Lorsque l’esclavage fut aboli, l’égalité des droits ne fut pas pour autant décrétée. La suprématie blanche fut imprimée dans tous les manuels, et nombre de personnalités noires du monde politique ou musical ont exprimé leurs souvenirs d’une société discriminante. Ne comptant que sur eux-mêmes, les Africains-Américains s’alphabétisèrent, et la première université africaine-américaine fut fondée en 1866 à Nashville. Là aussi la musique avait sa place, et des cours de musique dispensés au sein d’une chorale naquit le gospel dont le succès ne se démentira pas, à partir surtout d’un concert donné à New-York en 1872. Le gospel est une nouvelle forme de chant religieux, un métissage de spirituals, d’hymnes religieux, de ragtime, de blues et de ballades sentimentales. La reine du gospel, Mahalia Jackson, commença à chanter dans l’église où prêchait son père, elle qui déclarait : « Je crois que le blues, le jazz, et même le rock’n roll ont reçu la pulsation de la Sainte Église ».

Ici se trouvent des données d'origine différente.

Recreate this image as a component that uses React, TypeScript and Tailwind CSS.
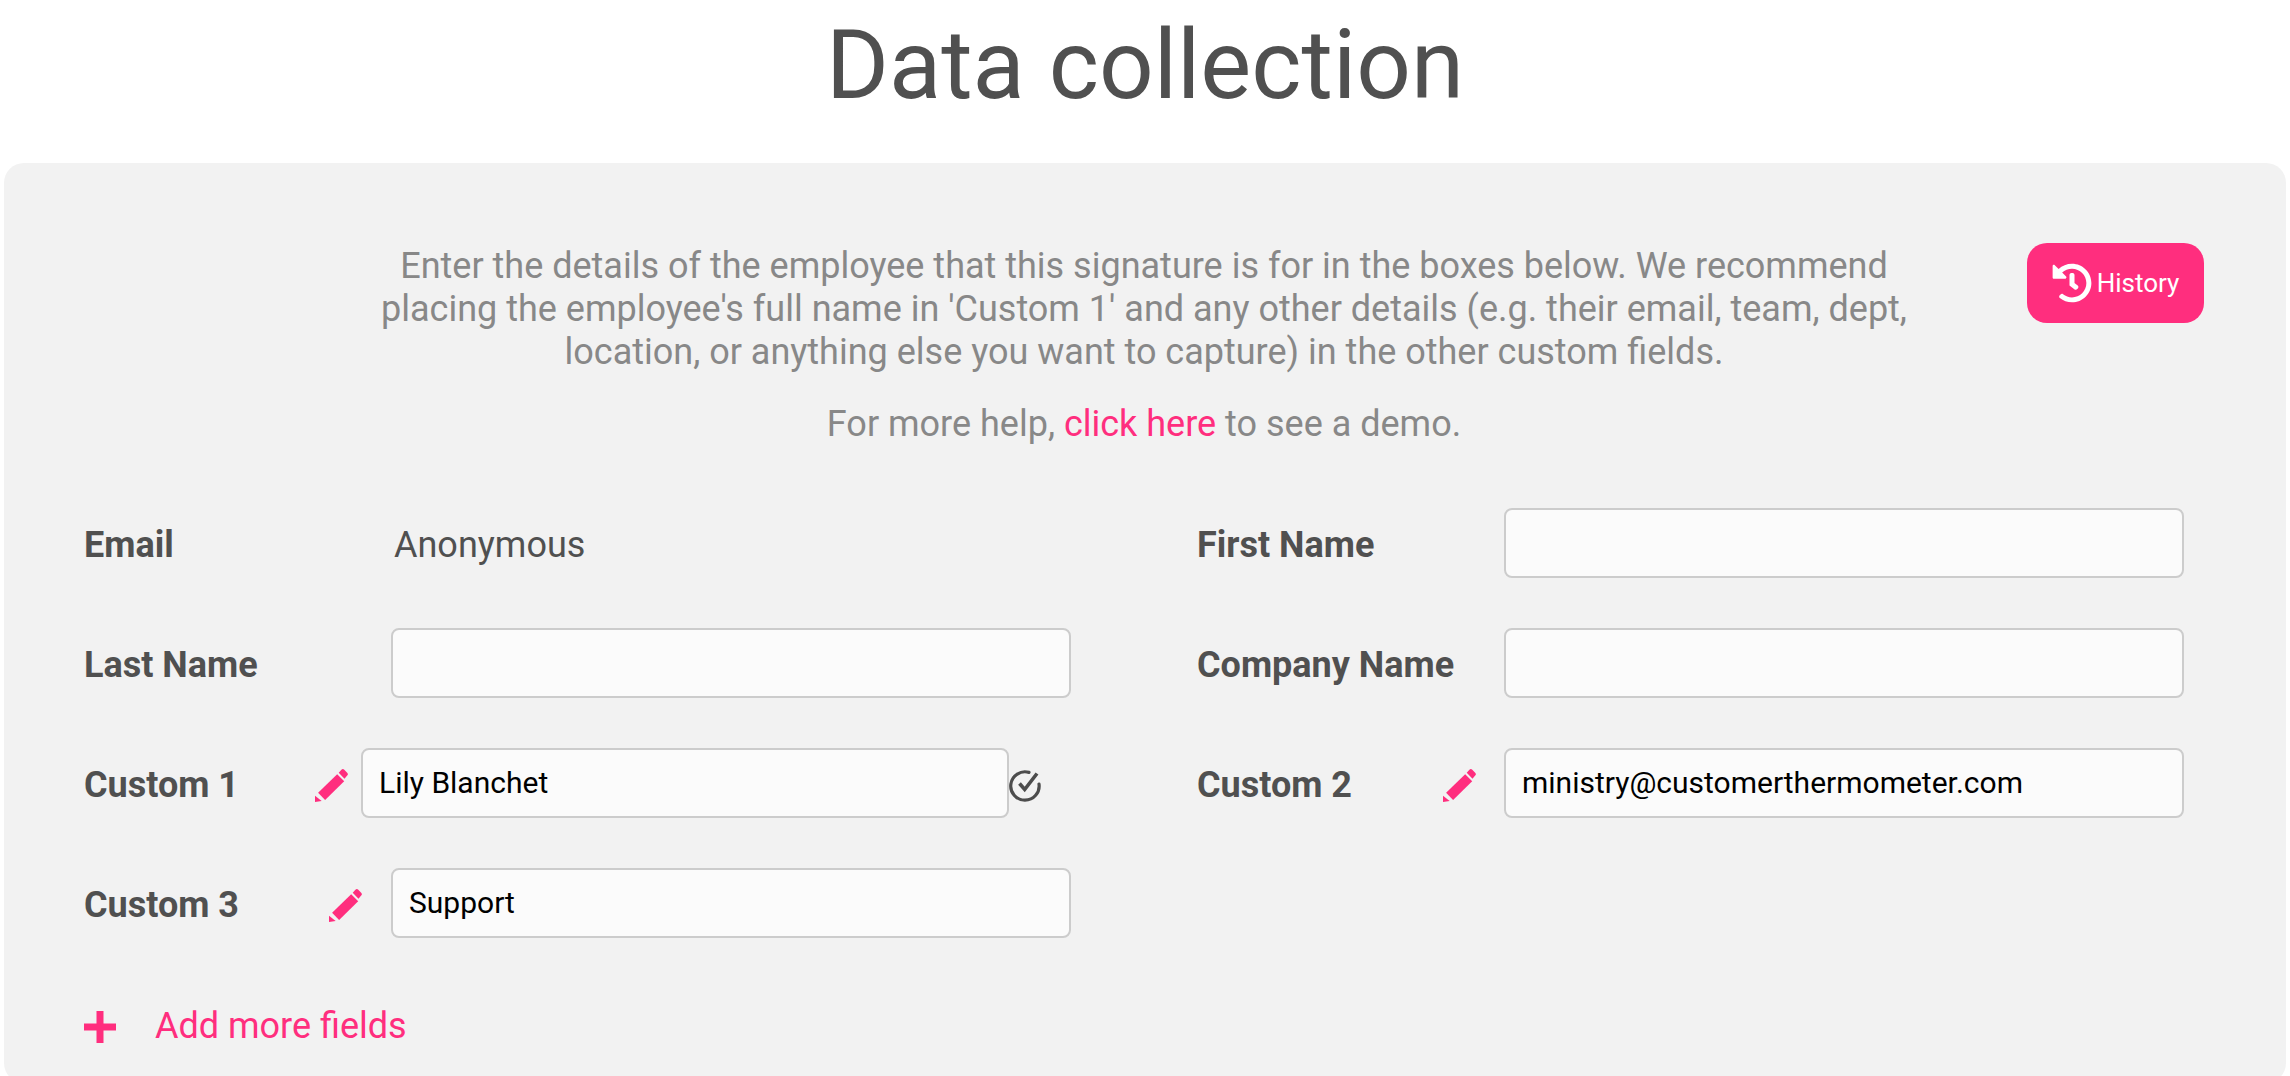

Christophe Ylla-Somers fait ensuite le lien chronologique avec le blues, le jazz, le rythm’n blues, la soul, le funk et le hip-hop. Pour chacun de ces genres musicaux, l’auteur dresse un historique, en contextualise la naissance et le déploiement, comme pour le rythm’n blues qui prend ses racines dans la crise de 1929. Les « rent parties » alors organisées servaient d’exutoire aux plus démunis dans les ghettos comme Harlem. C’est dire que le jazz, le rock, ou encore le hip hop doivent leur existence aux Africains-Américains, « ils (les blancs) se sont contentés d’explorer des terres depuis longtemps défrichées par les musiciens noirs ».
Guy Donikian
Christophe Ylla-Somers est titulaire d’une maîtrise d’histoire médiévale et DJ dans différents clubs européens et américains. Il est aussi auteur de deux livres pour la jeunesse.